Queremos respostas imediatamente, alguma coisa tem que começar a fazer sentido e parece que finalmente isso vai acontecer quando Bill é convidado a ir à casa de Victor Ziegler que aparentemente sabe que Bill esteve no baile. Ziegler também confirma que mandou alguém seguir Bill, e começa a explicar tudo o que se passou. Os convidados da festa eram elementos da alta sociedade. Pessoas importantes, celebridades, qualquer um que fosse facilmente reconhecível e cuja posição poderia ficar comprometida caso se descobrisse o se passava naquele género de festas. Os desaparecimentos não foram nada de especial, coisas simples como o Nick ter voltado para casa, a mulher que morreu realmente era a que estava na festa, mas foi realmente uma overdose que a matou e não se tratou de um culto assassinato por mãos de um culto. A verdade é muito menos aliciante que as teorias da conspiração que Bill imaginou na sua mente. Nós gostamos de acreditar mais em fantasias do que assentar os pés na realidade, torna a vida em algo mais excitante. E o assunto ficaria por aí, até que Bill chega a casa e a sua máscara, que havia desaparecido, está na sua cama. E de repente… então, é algo mais simples? É um sonho? Há mesmo uma conspiração? A Alice estava dentro do assunto?

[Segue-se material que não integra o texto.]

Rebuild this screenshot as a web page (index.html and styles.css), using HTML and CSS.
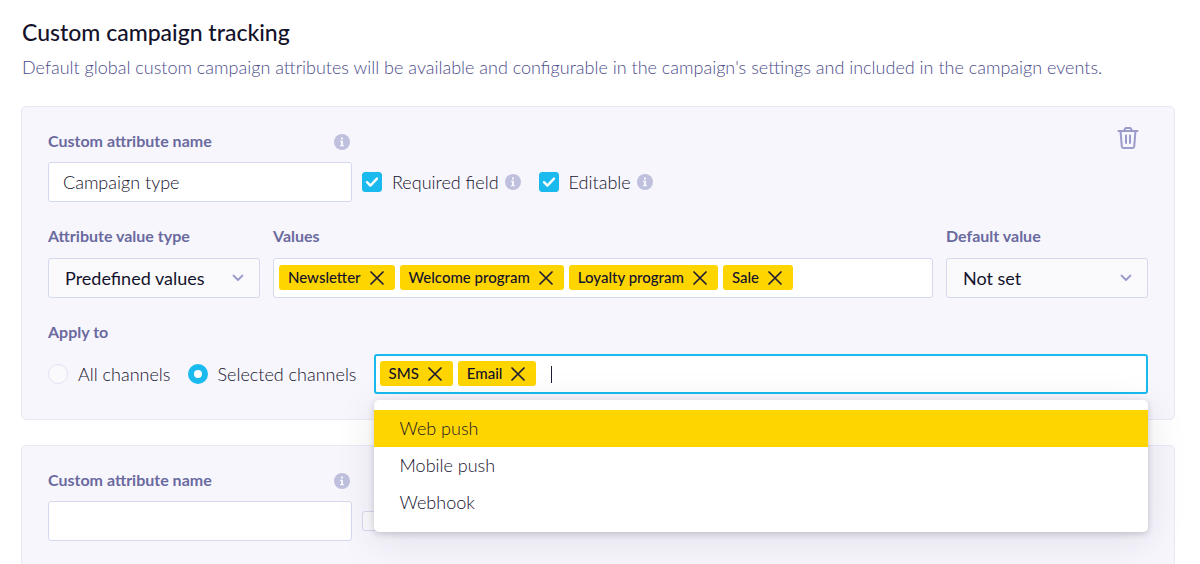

Bill confessa tudo o que se passou a Alice. E ouvindo tudo, tem que haver alguma resolução. Na loja de brinquedos (tinham prometido a Helena que iriam lá), continuam a conversa. Rodeados de brinquedos de Natal, Bill com um ar desesperado e Alice quase inexpressiva responde a Bill aquela coisa que ninguém imagina que seria o que ela diria, naquele local. Diz que a melhor coisa que eles têm a fazer agora é foder. A última palavra dita num filme por Stanley Kubrick é esta. Talvez porque de certa forma podemos ver isto como uma grande metáfora para impotência sexual masculina. Ou como uma luta dos sexos, na qual Alice parece ter ganho. Começam os créditos e Kubrick termina a sua última obra-prima.